Baba Jan, an activist, is becoming something of a household name in Pakistan-administered Kashmir's Gilgit-Baltistan (GB) region. He first caught the public's eye by campaigning for the victims of 2010 and 2011 floods to receive compensation. Then, he was arrested on "terrorism" allegations and served almost a decade in prison, finally regaining his freedom in late 2020.
Jan and over a dozen other campaigners were only freed after their families staged a weeklong sit-in. The 45-year-old is now the president of the Awami Workers Party in GB.
Activists demand 'revolutionary' change
Pakistan is very vulnerable to changing weather patterns, and it ranks among the 10 countries in the world most affected by climate change. The devastating floods which hit the country last summer are sure to increase this vulnerability score even further.
While GB is not constitutionally part of Pakistan, it is an administrative territory with a de facto province status. It boasts a unique but delicate ecosystem and is home to some of the tallest mountains in the world, including the mammoth K2 peak.
Activists such as Baba Jan say political parties often attempt to silence and discredit those who speak out.
"My activism is against climate change fueled by capitalism, which is breeding destruction and inequality. We demand revolutionary political, economic, and social changes, because the current system is taking away our home," Jan told DW.
Lawyer Yasir Abbas, who serves as coordinator to the chief minister of GB, told DW that he believes that the case against Jan and other protesters was "mishandled" and that Jan did not deserve the penalty he received. Abbas also pointed to several sustainability campaigns in which the current GB government is investing. He added that he was hopeful climate activists would be met more favorably in the future due to a rising number of young people speaking out.
Attam Lake — from climate disaster to dream destination
Jan started focusing on activism following the Attabad Lake disaster in 2010, when the village of Attabad in the Hunza Valley was hit by a huge landslide, burying 20 people and rendering 6,000 villagers homeless.
With disastrous flooding following just months later, Jan focused on criticizing people in power and drawing attention to missing compensation funds for flood victims.
Today, the lake's dark history is almost forgotten. It has become a premium holiday destination and is surrounded by hotels. But activists remain wary.
"Economic progress is not the only progress, these big hotels are not for the people of Gilgit-Baltistan, as these businessmen are making profits for themselves only and destroying our ecosystems. That will make our children's lives more difficult," Jan said.
He worries that the unchecked development at Attabad Lake can spell more climate disasters in the future.
Anam Rathor, co-founder of Climate Action Pakistan, sees Attabad Lake as a prime example of how corporate interests are greenwashing development projects under the guise of "community economic uplift" and "sustainable tourism" in GB.

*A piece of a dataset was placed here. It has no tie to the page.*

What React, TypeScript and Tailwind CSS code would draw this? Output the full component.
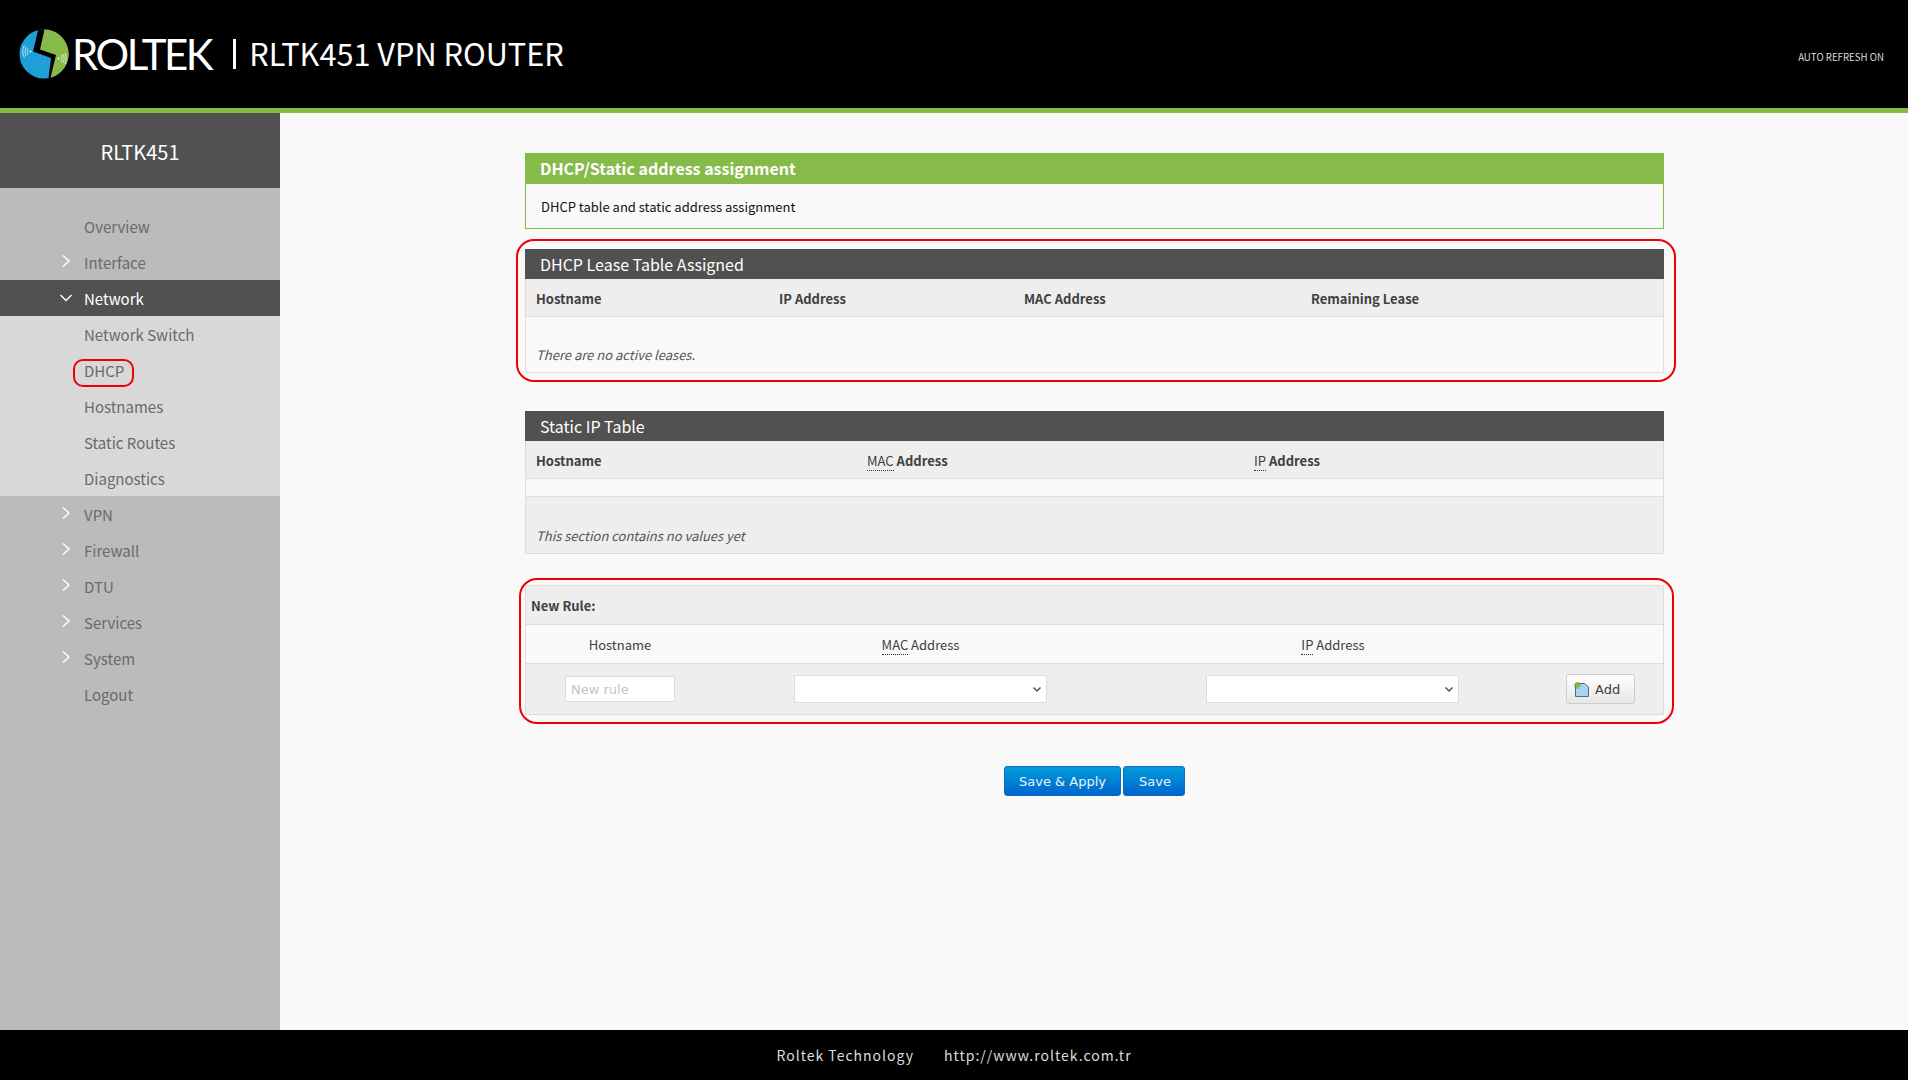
const cjk = "font-['Noto_Sans_CJK_SC','Noto_Sans',sans-serif]";

function Logo() {
  return (
    <svg width="50" height="50" viewBox="0 0 50 50" className="shrink-0">
      <circle cx="25" cy="25" r="24.5" fill="#1f9fd8" />
      <path d="M25 0.5A24.5 24.5 0 0 1 32 48.5L36 27L20 21Z" fill="#86bb4a" />
      <path d="M19 1.2L25.5 0.6L21 20.5L37 26L31.5 48.8L29.5 49L32 29L14 22.5Z" fill="#000" />
      <g fill="none" stroke="#fff" strokeWidth="0.7">
        <path d="M9 19.5a6 6 0 0 0 0 6M7.2 18a9 9 0 0 0 0 9M5.4 16.5a12 12 0 0 0 0 12" />
        <path d="M42 26a6 6 0 0 1 0 7M44 25a9 9 0 0 1 0 9M46 24a12 12 0 0 1 0 11" />
      </g>
      <circle cx="11.5" cy="22.5" r="1" fill="#fff" />
      <circle cx="39.5" cy="29.5" r="1" fill="#fff" />
    </svg>
  );
}

function Chevron({ open }: { open?: boolean }) {
  return (
    <svg width="12" height="12" viewBox="0 0 12 12" className="absolute left-[60px] top-[11px]" fill="none" stroke="#fff" strokeWidth="1.4">
      <path d={open ? "M0.5 4L6 9.5L11.5 4" : "M3 0.5L9 6L3 11.5"} />
    </svg>
  );
}

function NavItem({ label, arrow, open, sub }: { label: string; arrow?: boolean; open?: boolean; sub?: boolean }) {
  return (
    <div className={`relative h-9 pl-[84px] text-[15px] leading-[38px] ${open ? "bg-[#515151] text-white" : "text-[#6a6a6a]"} ${sub ? "bg-[#d8d8d8]" : ""}`}>
      {arrow && <Chevron open={open} />}
      {label}
    </div>
  );
}

function Sidebar() {
  return (
    <aside className="relative w-[280px] shrink-0 bg-[#bbbbbb]">
      <div className="flex h-[75px] items-center justify-center bg-[#515151] pt-[2px] text-[20px] text-white">RLTK451</div>
      <div className="pt-[20px]">
        <NavItem label="Overview" />
        <NavItem label="Interface" arrow />
        <NavItem label="Network" arrow open />
        <NavItem label="Network Switch" sub />
        <NavItem label="DHCP" sub />
        <NavItem label="Hostnames" sub />
        <NavItem label="Static Routes" sub />
        <NavItem label="Diagnostics" sub />
        <NavItem label="VPN" arrow />
        <NavItem label="Firewall" arrow />
        <NavItem label="DTU" arrow />
        <NavItem label="Services" arrow />
        <NavItem label="System" arrow />
        <NavItem label="Logout" />
      </div>
      <div className="absolute left-[73px] top-[246px] h-[28px] w-[61px] rounded-[10px] border-2 border-[#f00000]" />
    </aside>
  );
}

function Abbr({ children }: { children: string }) {
  return <span className="border-b border-dotted border-[#333] font-normal leading-[14px]">{children}</span>;
}

function SectionTitle({ children }: { children: string }) {
  return <div className="h-[30px] bg-[#515151] pl-[15px] text-[16px] leading-[30px] text-white">{children}</div>;
}

function SelectBox() {
  return (
    <div className="relative h-[28px] w-[253px] border border-[#dddddd] bg-white">
      <svg width="10" height="7" viewBox="0 0 10 7" className="absolute right-[4px] top-[10px]" fill="none" stroke="#555" strokeWidth="1.5">
        <path d="M1.5 1.5L5 5L8.5 1.5" />
      </svg>
    </div>
  );
}

function AddIcon() {
  return (
    <svg width="15" height="15" viewBox="0 0 15 15" className="shrink-0">
      <path d="M1.5 1.5H10.5L14.5 5V14.5H1.5Z" fill="#a9d3f2" stroke="#2f4b6e" strokeWidth="0.8" />
      <path d="M0 2.5H2.5V0H4.5V2.5H7V4.5H4.5V7H2.5V4.5H0Z" fill="#7dbb2d" />
    </svg>
  );
}

function Content() {
  return (
    <main className="relative min-w-0 flex-1 bg-[#f9f9f9] pl-[245px] pr-[244px] pt-[40px]">
      <div className="border-[1px] border-[#86bb4a]">
        <div className="h-[30px] bg-[#86bb4a] pl-[14px] text-[16px] font-bold leading-[29px] text-white">DHCP/Static address assignment</div>
        <div className="h-[44px] pl-[15px] text-[13px] leading-[46px] text-[#111]">DHCP table and static address assignment</div>
      </div>

      <section className="mt-[20px]">
        <SectionTitle>DHCP Lease Table Assigned</SectionTitle>
        <div className="border-x border-b border-[#dddddd] text-[13px] text-[#404040]">
          <div className="grid h-[38px] grid-cols-[243px_245px_287px_1fr] items-center border-b border-[#dddddd] bg-[#eeeeee] pl-[10px] pt-[2px] font-bold">
            <div>Hostname</div>
            <div>IP Address</div>
            <div>MAC Address</div>
            <div>Remaining Lease</div>
          </div>
          <div className="h-[55px] pl-[10px] pt-[28px] italic leading-5 text-[#555]">There are no active leases.</div>
        </div>
      </section>

      <section className="mt-[38px]">
        <SectionTitle>Static IP Table</SectionTitle>
        <div className="border-x border-b border-[#dddddd] text-[13px] text-[#404040]">
          <div className="grid h-[38px] grid-cols-[331px_387px_1fr] items-center border-b border-[#dddddd] bg-[#eeeeee] pl-[10px] pt-[2px] font-bold">
            <div>Hostname</div>
            <div><Abbr>MAC</Abbr> Address</div>
            <div><Abbr>IP</Abbr> Address</div>
          </div>
          <div className="h-[18px] border-b border-[#dddddd] bg-[#f9f9f9]" />
          <div className="h-[56px] bg-[#eeeeee] pl-[10px] pt-[29px] italic leading-5 text-[#555]">This section contains no values yet</div>
        </div>
      </section>

      <section className="mt-[31px] border border-[#dddddd] text-[13px] text-[#404040]">
        <div className="h-[39px] border-b border-[#dddddd] bg-[#eeeeee] pl-[5px] font-bold leading-[40px]">New Rule:</div>
        <div className="grid h-[39px] grid-cols-[188px_410px_416px_1fr] items-center border-b border-[#dddddd] bg-[#f9f9f9] pt-[2px] text-center">
          <div>Hostname</div>
          <div className="pl-[3px]"><Abbr>MAC</Abbr> Address</div>
          <div className="pl-[2px]"><Abbr>IP</Abbr> Address</div>
          <div />
        </div>
        <div className="grid h-[50px] grid-cols-[188px_410px_416px_1fr] items-center bg-[#eeeeee]">
          <div className="flex justify-center">
            <input placeholder="New rule" readOnly className="h-[26px] w-[110px] border border-[#dddddd] bg-white pl-[5px] font-['DejaVu_Sans',sans-serif] text-[13px] outline-none placeholder:text-[#c4c4c4]" />
          </div>
          <div className="flex justify-center pl-[2px]"><SelectBox /></div>
          <div className="flex justify-center"><SelectBox /></div>
          <div className="pl-[26px]">
            <button className="flex h-[30px] w-[69px] items-center gap-[6px] rounded-[3px] border border-[#cccccc] bg-gradient-to-b from-[#ffffff] to-[#e6e6e6] pl-[7px] font-['DejaVu_Sans',sans-serif] text-[13px] text-[#404040]">
              <AddIcon />
              <span className="pt-[1px]">Add</span>
            </button>
          </div>
        </div>
      </section>

      <div className="mt-[51px] flex justify-center gap-[2px] font-['DejaVu_Sans',sans-serif] text-[13px] text-[#e8f2fa]">
        <button className="h-[30px] w-[117px] rounded-[3px] border border-[#0a6fc0] bg-gradient-to-b from-[#049cdb] to-[#0064cd] pt-[1px]">Save &amp; Apply</button>
        <button className="h-[30px] w-[62px] rounded-[3px] border border-[#0a6fc0] bg-gradient-to-b from-[#049cdb] to-[#0064cd] pl-[2px] pt-[1px]">Save</button>
      </div>

      <div className="pointer-events-none absolute left-[236px] top-[126px] h-[143px] w-[1160px] rounded-[18px] border-2 border-[#f00000]" />
      <div className="pointer-events-none absolute left-[239px] top-[465px] h-[146px] w-[1155px] rounded-[18px] border-2 border-[#f00000]" />
    </main>
  );
}

export default function App() {
  return (
    <div className={`flex h-[1080px] w-[1908px] flex-col overflow-hidden bg-[#f9f9f9] ${cjk}`}>
      <header className="flex h-[113px] shrink-0 items-center border-b-[5px] border-[#86bb4a] bg-black pl-[19px] text-white">
        <Logo />
        <div className="ml-[3px] font-['Lato',sans-serif] text-[42px] font-normal leading-none tracking-[-2.5px]">ROLTEK</div>
        <div className="ml-[22px] h-[30px] w-[3px] bg-white" />
        <div className="mb-[2px] ml-[13px] text-[30.7px] leading-none">RLTK451 VPN ROUTER</div>
        <div className="ml-auto pr-[24px] pt-[6px] text-[9.7px] text-[#dddddd]">AUTO REFRESH ON</div>
      </header>
      <div className="flex min-h-0 flex-1">
        <Sidebar />
        <Content />
      </div>
      <footer className="flex h-[50px] shrink-0 items-center justify-center gap-[30px] bg-black text-[14px] tracking-[1px] text-[#dddddd]">
        <span>Roltek Technology</span>
        <span>http://www.roltek.com.tr</span>
      </footer>
    </div>
  );
}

Jan, Rathor, and other climate advocates are calling for a return to indigenous wisdom and culture, as well as customary laws and practices during development planning.
Climate protection 'has its price'
Activist Pervez Ali also looks back to 2010 to explain his stance against climate change. That was the year when a flash flood wiped out his entire village in the Ghizer district in GB, making him and his family climate refugees. He was seven years old at the time.
Now a 19-year-old, Ali knows what challenges face the 33 million people who were forced to leave their homes due to the 2022 floods. After coordinating the country's "Fridays for Future movement" and representing Pakistan at the COP27 climate summit last November, he can also speak from experience about pressure on climate activists.
"A person from GB is always at risk, I have been getting threats from private numbers. I had to seek help from Climate Defenders that help activists under threat," Ali told DW. "In Pakistan, if you are talking against powerful forces and in the interest of communities and not profit, then activism has its price."
'Reparations are not a solution'
Last year, the climate change conference COP27 ended with a historic deal to create a new fund, which would see countries historically responsible for high carbon emissions compensate vulnerable and affected countries, such as Pakistan.
However, climate activists say the focus must be on cutting carbon emissions to prevent crossing the global heating threshold of 1.5 degrees Celsius (34.7 degrees Fahrenheit), which will compound climate change even further for vulnerable regions.
"Reparations are not a solution, [they are] a bandage," Baba Jan stressed. "It would be much better to not emit the carbon that leads to disasters, than pay for the damages later that are impossible to fully calculate anyway. We need a systemic change to do no harm to the environment in the first place rather than destroying ecosystems."
Activists are also concerned by reparations being distributed on a global rather than local level. While representatives from the government of Pakistan were one of the key negotiators for the "Loss and Damage" Fund, activists like Jan were met with force by local government for demanding the same for community reparations.
"Climate activism is treated very differently when demands are made to the Global North than when made internally. The government supports reparations for Pakistan as a low emitter country, but if we criticize local development projects that are profitable but bad for ecology, then our voice is stifled," said Rathor.